Cancer Prev Res (Phila). 2013 May 2. [Epub ahead of print]
Prospective, Multi-center Randomized Intermediate Biomarker Study of Oral Contraceptive vs. Depo-Provera for Prevention of Endometrial Cancer in Women with Lynch Syndrome.
Lu KH, Loose DS, Yates MS, Nogueras-Gonzalez GM, Munsell MF, Chen LM, Lynch H, Cornelison T, Boyd-Rogers S, Rubin M, Daniels MS, Conrad P, Milbourne A, Gershenson DM, Broaddus RR.
1Department of Gynecologic Oncology and Reproductive Medicine, M. D. Anderson Cancer Center.
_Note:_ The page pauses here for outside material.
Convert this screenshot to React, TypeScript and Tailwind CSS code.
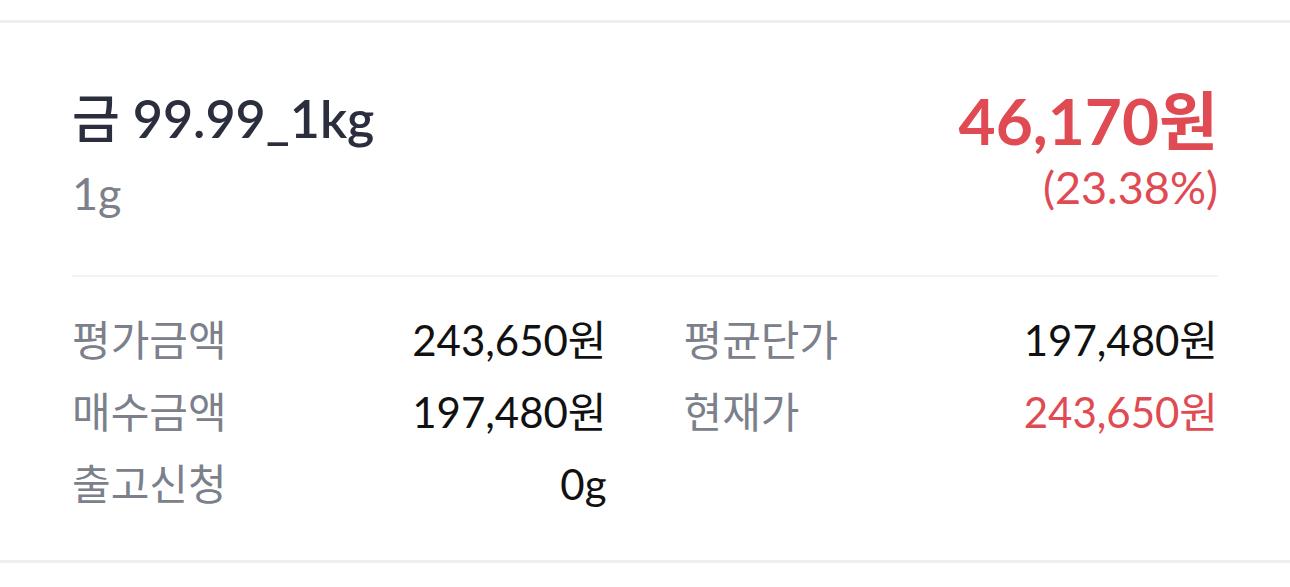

Women with Lynch syndrome have a 40-60% lifetime risk for developing endometrial cancer, a cancer associated with estrogen imbalance. The molecular basis for endometrial-specific tumorigenesis is unclear. Progestins inhibit estrogen-driven proliferation, and epidemiologic studies have demonstrated that progestin-containing oral contraceptives (OCP) reduce the risk of endometrial cancer by 50% in women at general population risk. It is unknown if they are effective in women with Lynch syndrome. Asymptomatic women age 25-50 with Lynch syndrome were randomized to receive the progestin compounds depo-Provera (depoMPA) or OCP for three months. An endometrial biopsy and transvaginal ultrasound were performed before and after treatment. Endometrial proliferation was evaluated as the primary endpoint. Histology and a panel of surrogate endpoint biomarkers were evaluated for each endometrial biopsy as secondary endpoints. A total of 51 women were enrolled, and 46 completed treatment. Two of the 51 women had complex hyperplasia with atypia at the baseline endometrial biopsy and were excluded from the study. Overall, both depoMPA and OCP induced a dramatic decrease in endometrial epithelial proliferation and microscopic changes in the endometrium characteristic of progestin action. Transvaginal ultrasound measurement of endometrial stripe was not a useful measure of endometrial response or baseline hyperplasia. These results demonstrate that women with Lynch syndrome do show an endometrial response to short term exogenous progestins, suggesting that OCP and depoMPA may be reasonable chemopreventive agents in this high-risk patient population.